La Décroissance, mai 2010

Je voudrais réagir aux « Mesures d’urgence pour changer le monde » exposées par le comité rédactionnel de La Décroissance (avril 2010). Non pour le plaisir de polémiquer mais par souci de faire avancer les idées, pour se demander si ces mesures sont bien les plus importantes/urgentes et si elles permettraient à une société décroissante de s’autogérer.

D’abord il y a des impasses importantes : que deviennent les services publics, par exemple la recherche (voir La Décroissance, mars 2010), ou même la police ? quelle place pour l’initiative privée ? et l’Europe ? et le monde ? Bien sûr, personne n’a encore de vraies réponses à ces questions et nous devrions surtout réfléchir à la méthode qui permettra progressivement d’obtenir ces réponses. Ce qui choque dans la double page de La Décroissance c’est la fréquence des injonctions impératives : « nous interdirons…nous instaurerons…nous imposerons…nous adopterons…nous démantèlerons…nous abrogerons…nous exigerons… ». Ce ne sont plus des mesures proposées, plutôt les dix commandements ! On annonce par exemple qu ‘entre le revenu minimum et le revenu maximum il y aura « un différentiel de 1 à 4 ». Pourquoi 1 à 4 et pas 1 à 2 ou 1 à 10 ? Quelle instance en a décidé et sur quelles bases? Seules deux mesures feraient débat parmi celles évoquées : le revenu garanti et la gratuité des transports publics. Mon opinion est que, sur presque tout, il appartiendra à la population de se prononcer, seule façon d’échapper à l’autoritarisme classique mais aussi à la barbarie encouragée par la contingence de la pénurie des ressources et de la nécessaire remise en jeu des vieilles règles.

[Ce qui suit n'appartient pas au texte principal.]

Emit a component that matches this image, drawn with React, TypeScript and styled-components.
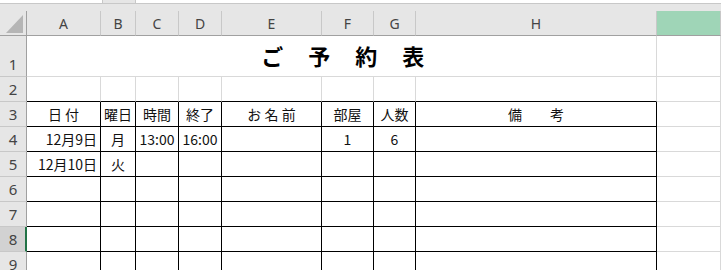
import React from "react";
import styled, { createGlobalStyle, css } from "styled-components";

const GlobalStyle = createGlobalStyle`
  html, body { margin: 0; padding: 0; background: #ffffff; overflow: hidden; }
  body { font-family: "Noto Sans CJK JP", "Noto Sans", sans-serif; }
`;

const COLS = [27, 74, 35, 43, 43, 100, 52, 42, 241];
const GRID_LINE = "#d9d9d9";
const HEADER_BG = "#e6e6e6";
const HEADER_SEP = "#c8c8c8";
const HEADER_EDGE = "#a0a0a0";

const Sheet = styled.div`
  width: 721px;
  height: 270px;
  overflow: hidden;
  background: #fff;
`;

const TopBar = styled.div`
  height: 11px;
  background: ${HEADER_BG};
  display: flex;
  flex-direction: column;
`;

const BoxRow = styled.div`
  height: 3px;
  display: flex;
`;

const NameBox = styled.div`
  width: 102px;
  background: #fff;
  border-right: 1px solid ${HEADER_SEP};
`;

const Spacer = styled.div`
  width: 32px;
`;

const FormulaBox = styled.div`
  flex: 1;
  background: #fff;
  border-left: 1px solid ${HEADER_SEP};
`;

const TopLine = styled.div`
  height: 1px;
  background: ${HEADER_SEP};
`;

const Grid = styled.div`
  display: grid;
  grid-template-columns: ${COLS.map((c) => `${c}px`).join(" ")} 1fr;
  grid-template-rows: 25px 41px 25px repeat(7, 25px);
`;

const Corner = styled.div`
  background: ${HEADER_BG};
  border-right: 1px solid ${HEADER_EDGE};
  border-bottom: 1px solid ${HEADER_EDGE};
  box-sizing: border-box;
  display: flex;
  align-items: flex-end;
  justify-content: flex-end;
  padding: 0 3px 2px 0;
`;

const ColHeader = styled.div<{ $selected?: boolean }>`
  box-sizing: border-box;
  background: ${(p) => (p.$selected ? "#9fd5b7" : HEADER_BG)};
  border-right: 1px solid ${HEADER_SEP};
  border-bottom: 1px solid ${HEADER_EDGE};
  color: #444;
  font-family: "Noto Sans", "Noto Sans CJK JP", sans-serif;
  font-size: 14px;
  display: flex;
  align-items: center;
  justify-content: center;
  padding-top: 1px;
`;

const RowHeader = styled.div<{ $selected?: boolean }>`
  box-sizing: border-box;
  background: ${(p) => (p.$selected ? "#d2d2d2" : HEADER_BG)};
  border-right: ${(p) => (p.$selected ? "2px solid #217346" : `1px solid ${HEADER_EDGE}`)};
  border-bottom: 1px solid ${HEADER_SEP};
  color: #444;
  font-family: "Noto Sans", "Noto Sans CJK JP", sans-serif;
  font-size: 15px;
  line-height: 24px;
  display: flex;
  align-items: flex-end;
  justify-content: center;
  padding-left: ${(p) => (p.$selected ? "1px" : "0")};
`;

type Align = "left" | "center" | "right";

const Cell = styled.div<{ $align?: Align; $boxed?: boolean; $topEdge?: boolean }>`
  box-sizing: border-box;
  border-right: 1px solid ${GRID_LINE};
  border-bottom: 1px solid ${GRID_LINE};
  color: #111;
  font-size: 14px;
  white-space: pre;
  display: flex;
  align-items: center;
  padding: 0 3px;
  justify-content: ${(p) =>
    p.$align === "right" ? "flex-end" : p.$align === "left" ? "flex-start" : "center"};
  ${(p) =>
    p.$boxed &&
    css`
      border-right-color: #000;
      border-bottom-color: #000;
    `}
  ${(p) =>
    p.$topEdge &&
    css`
      border-bottom-color: #000;
    `}
`;

const TitleCell = styled.div`
  grid-column: 2 / 10;
  box-sizing: border-box;
  border-right: 1px solid ${GRID_LINE};
  border-bottom: 1px solid ${GRID_LINE};
  display: flex;
  align-items: center;
  justify-content: center;
  padding-bottom: 2px;
  padding-left: 4px;
  font-size: 22px;
  font-weight: 700;
  letter-spacing: 1.5px;
  color: #000;
  white-space: pre;
`;

const Triangle = () => (
  <svg width="17" height="18" viewBox="0 0 17 18">
    <polygon points="17,0 17,18 0,18" fill="#b5b5b5" />
  </svg>
);

const LETTERS = ["A", "B", "C", "D", "E", "F", "G", "H", ""];

type CellData = { t: string; a?: Align };

const c = (t: string, a: Align = "center"): CellData => ({ t, a });

const TABLE: CellData[][] = [
  [c("日 付"), c("曜日"), c("時間"), c("終了"), c("お 名 前"), c("部屋"), c("人数"), c("備　　考")],
  [c("12月9日", "right"), c("月"), c("13:00"), c("16:00"), c(""), c("1"), c("6"), c("")],
  [c("12月10日", "right"), c("火"), c(""), c(""), c(""), c(""), c(""), c("")],
  [c(""), c(""), c(""), c(""), c(""), c(""), c(""), c("")],
  [c(""), c(""), c(""), c(""), c(""), c(""), c(""), c("")],
  [c(""), c(""), c(""), c(""), c(""), c(""), c(""), c("")],
  [c(""), c(""), c(""), c(""), c(""), c(""), c(""), c("")],
];

export default function App() {
  return (
    <Sheet>
      <GlobalStyle />
      <TopBar>
        <BoxRow>
          <NameBox />
          <Spacer />
          <FormulaBox />
        </BoxRow>
        <TopLine />
      </TopBar>
      <Grid>
        <Corner>
          <Triangle />
        </Corner>
        {LETTERS.map((l, i) => (
          <ColHeader key={`h${i}`} $selected={i === 8}>
            {l}
          </ColHeader>
        ))}

        <RowHeader>1</RowHeader>
        <TitleCell>ご　予　約　表</TitleCell>
        <Cell />

        <RowHeader>2</RowHeader>
        {Array.from({ length: 8 }).map((_, i) => (
          <Cell key={`r2-${i}`} $topEdge />
        ))}
        <Cell />

        {TABLE.map((row, r) => (
          <React.Fragment key={`row${r}`}>
            <RowHeader $selected={r + 3 === 8}>{r + 3}</RowHeader>
            {row.map((cell, i) => (
              <Cell key={`c${r}-${i}`} $boxed $align={cell.a}>
                {cell.t}
              </Cell>
            ))}
            <Cell />
          </React.Fragment>
        ))}
      </Grid>
    </Sheet>
  );
}
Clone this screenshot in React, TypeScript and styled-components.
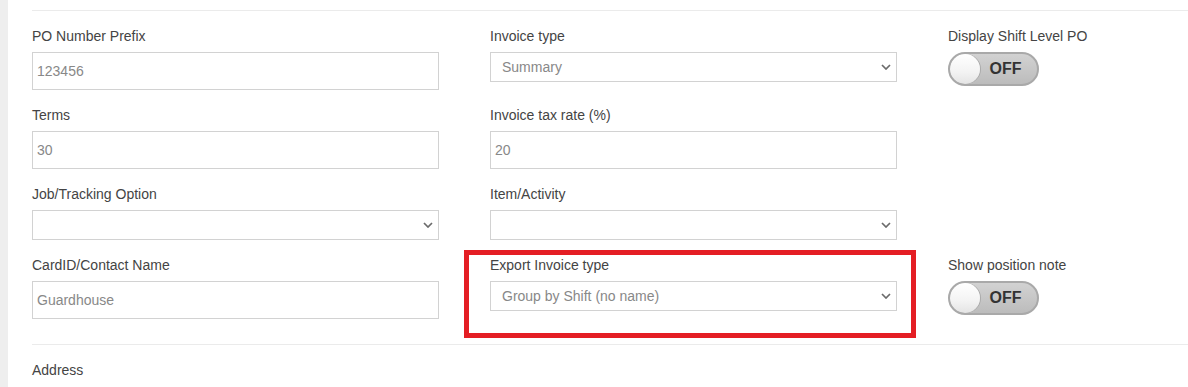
import React from 'react';
import styled, { createGlobalStyle } from 'styled-components';

const GlobalStyle = createGlobalStyle`
  html, body {
    margin: 0;
    padding: 0;
    background: #fff;
    font-family: "Liberation Sans", Arial, Helvetica, sans-serif;
  }
  * { box-sizing: border-box; }
`;

const Page = styled.div`
  display: flex;
  height: 387px;
  overflow: hidden;
`;

const Strip = styled.div`
  width: 8px;
  flex-shrink: 0;
  background: #eeeeee;
`;

const Main = styled.div`
  flex: 1;
  padding: 10px 0 0 24px;
`;

const Divider = styled.div<{ gap?: number }>`
  height: 1px;
  background: #ebebeb;
  margin-top: ${(p) => p.gap || 0}px;
`;

const Section = styled.div`
  padding-top: 15px;
  display: grid;
  grid-template-columns: 407px 407px 1fr;
  column-gap: 51px;
  align-items: start;
`;

const Field = styled.div<{ marked?: boolean }>`
  position: relative;
  margin-bottom: 15px;
  &::after {
    content: '';
    display: ${(p) => (p.marked ? 'block' : 'none')};
    position: absolute;
    top: -5px;
    left: -26px;
    right: -19px;
    bottom: -27px;
    border: 5px solid #e41e24;
    pointer-events: none;
  }
`;

const Label = styled.div`
  font-size: 14px;
  line-height: 20px;
  color: #444;
  margin-bottom: 6px;
`;

const Input = styled.input`
  display: block;
  width: 100%;
  height: 38px;
  border: 1px solid #d2d2d2;
  border-radius: 0;
  padding: 0 4px;
  font-family: inherit;
  font-size: 14px;
  color: #888;
  outline: none;
`;

const SelectBox = styled.div`
  display: flex;
  align-items: center;
  justify-content: space-between;
  height: 30px;
  border: 1px solid #d2d2d2;
  padding: 0 5px 0 11px;
  font-size: 14px;
  color: #888;
`;

const Toggle = styled.div`
  display: flex;
  align-items: center;
  width: 91px;
  height: 34px;
  border: 2px solid #a9a9a9;
  border-radius: 17px;
  background: linear-gradient(to bottom, #d2d2d2 0%, #c6c6c6 55%, #bcbcbc 100%);
  overflow: hidden;
`;

const Knob = styled.div`
  width: 30px;
  height: 30px;
  flex-shrink: 0;
  border-radius: 50%;
  background: linear-gradient(to bottom, #ffffff 0%, #f3f3f3 60%, #e4e4e4 100%);
  box-shadow: 1px 0 0 #a9a9a9;
`;

const ToggleText = styled.span`
  flex: 1;
  text-align: center;
  padding-right: 6px;
  font-size: 16px;
  font-weight: bold;
  color: #333;
`;

const Chevron = () => (
  <svg width="10" height="6" viewBox="0 0 10 6">
    <polyline points="1,1 5,5 9,1" fill="none" stroke="#6b6b6b" strokeWidth="1.7" />
  </svg>
);

const Select: React.FC<{ value?: string }> = ({ value }) => (
  <SelectBox>
    <span>{value}</span>
    <Chevron />
  </SelectBox>
);

const Switch: React.FC = () => (
  <Toggle>
    <Knob />
    <ToggleText>OFF</ToggleText>
  </Toggle>
);

const Empty = styled.div``;

const App: React.FC = () => {
  return (
    <Page>
      <GlobalStyle />
      <Strip />
      <Main>
        <Divider />
        <Section>
          <Field>
            <Label>PO Number Prefix</Label>
            <Input defaultValue="123456" />
          </Field>
          <Field>
            <Label>Invoice type</Label>
            <Select value="Summary" />
          </Field>
          <Field>
            <Label>Display Shift Level PO</Label>
            <Switch />
          </Field>

          <Field>
            <Label>Terms</Label>
            <Input defaultValue="30" />
          </Field>
          <Field>
            <Label>Invoice tax rate (%)</Label>
            <Input defaultValue="20" />
          </Field>
          <Empty />

          <Field>
            <Label>Job/Tracking Option</Label>
            <Select />
          </Field>
          <Field>
            <Label>Item/Activity</Label>
            <Select />
          </Field>
          <Empty />

          <Field>
            <Label>CardID/Contact Name</Label>
            <Input defaultValue="Guardhouse" />
          </Field>
          <Field marked>
            <Label>Export Invoice type</Label>
            <Select value="Group by Shift (no name)" />
          </Field>
          <Field>
            <Label>Show position note</Label>
            <Switch />
          </Field>
        </Section>
        <Divider gap={10} />
        <Section>
          <Field>
            <Label>Address</Label>
          </Field>
        </Section>
      </Main>
    </Page>
  );
};

export default App;
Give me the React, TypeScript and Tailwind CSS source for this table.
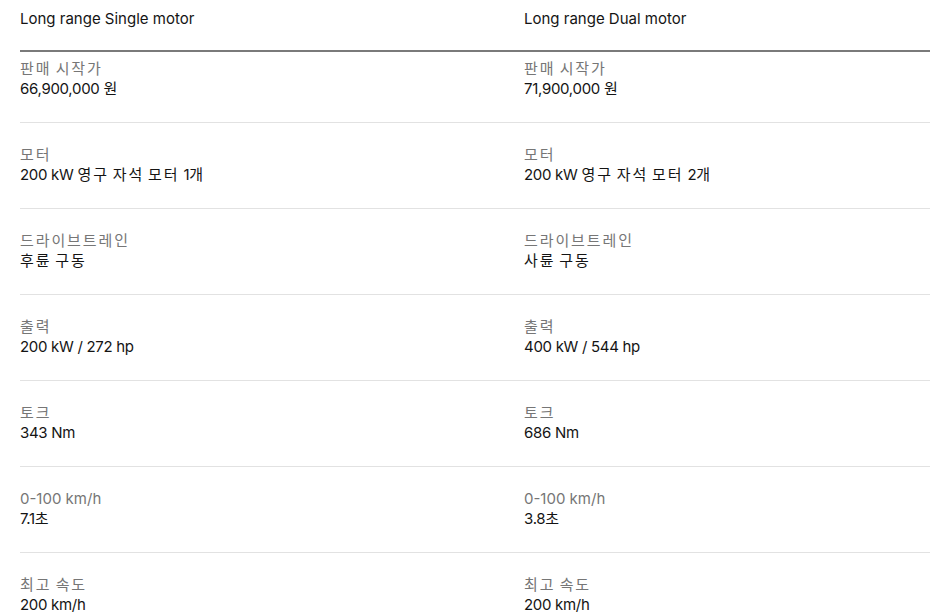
const models = ["Long range Single motor", "Long range Dual motor"];

const specs: { label: string; values: [string, string] }[] = [
  { label: "판매 시작가", values: ["66,900,000 원", "71,900,000 원"] },
  { label: "모터", values: ["200 kW 영구 자석 모터 1개", "200 kW 영구 자석 모터 2개"] },
  { label: "드라이브트레인", values: ["후륜 구동", "사륜 구동"] },
  { label: "출력", values: ["200 kW / 272 hp", "400 kW / 544 hp"] },
  { label: "토크", values: ["343 Nm", "686 Nm"] },
  { label: "0-100 km/h", values: ["7.1초", "3.8초"] },
  { label: "최고 속도", values: ["200 km/h", "200 km/h"] },
];

// hangul glyphs in the reference are wider than Noto's, so space them out a bit
function Mixed({ text }: { text: string }) {
  const parts = text.split(/([\uAC00-\uD7A3]+)/);
  return (
    <>
      {parts.map((p, i) =>
        /[\uAC00-\uD7A3]/.test(p) ? (
          <span key={i} className="tracking-[1.9px]">
            {p}
          </span>
        ) : (
          <span key={i}>{p}</span>
        )
      )}
    </>
  );
}

function SpecCell({ label, value }: { label: string; value: string }) {
  return (
    <div className="flex flex-col">
      <span className="text-[15px] leading-5 text-[#767676]">
        <Mixed text={label} />
      </span>
      <span className="text-[15px] leading-5 tracking-[-0.02em] text-[#141414]">
        <Mixed text={value} />
      </span>
    </div>
  );
}

export default function App() {
  return (
    <div
      className="min-h-screen bg-white"
      style={{ fontFamily: 'Inter, "Noto Sans CJK KR", sans-serif' }}
    >
      <div className="ml-5 w-[910px]">
        <div className="grid grid-cols-[504px_1fr] border-b-2 border-[#7a7a7a] pt-[9px] pb-[21px]">
          {models.map((m) => (
            <h3 key={m} className="text-[15px] leading-5 text-[#141414]">
              {m}
            </h3>
          ))}
        </div>
        {specs.map((s, i) => (
          <div
            key={s.label}
            className={
              i === 0
                ? "grid grid-cols-[504px_1fr] pt-[7px] pb-[23px]"
                : "grid grid-cols-[504px_1fr] border-t border-[#e2e2e2] pt-[22px] pb-[23px]"
            }
          >
            <SpecCell label={s.label} value={s.values[0]} />
            <SpecCell label={s.label} value={s.values[1]} />
          </div>
        ))}
      </div>
    </div>
  );
}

Or, très peu de place est faite aux modalités démocratiques dans ces mesures. La mise en œuvre de la représentation proportionnelle, de la parité, du non cumul des mandats, c’est bien, mais on ne peut ramener les façons d’ « impliquer les citoyens » au seul référendum ! Rappelons que l’épisode du traité européen il y a 5 ans fut exceptionnel en ce qu’il mobilisa pendant 6 mois presque toute la population (des médias au bureau en passant par les réseaux de la famille, des amis, des voisins,…). Or le référendum est un outil ambigu s’il ne vient pas sanctionner des informations complètes et contradictoires au cours d’un débat long auquel les votants ont intimement participé. Imagine t-on qu’on réglera ainsi, à la cadence de deux consultations annuelles, non seulement « les deux mesures qui font débat » mais aussi celles que la rédaction estime avoir résolues et celles qui ne sont pas évoquées ?

La plus grande menace à moyen terme n’est pas dans les pénuries ou les catastrophes à venir quoi qu’on fasse, elle concerne la régulation des attributs populaires (droits, intelligence collective, solidarité,…), en conflit violent avec les débordements prévisibles de la bête humaine (égoïsmes, peur, envies, bêtise brutale…). La rédaction aurait pu prendre davantage au sérieux les procédures de démocratie participative sur lesquelles je m’efforce de rassembler, particulièrement les conventions de citoyens, procédures pour lesquelles le système dominant n’offre évidemment que des caricatures trompeuses. La démocratie ce n’est pas une mesure parmi les autres, c’est un principe supérieur d’action, la condition pour rester dans l’humanité tout en changeant de société. Par précaution politique, c’est dès maintenant qu’il faut la construire.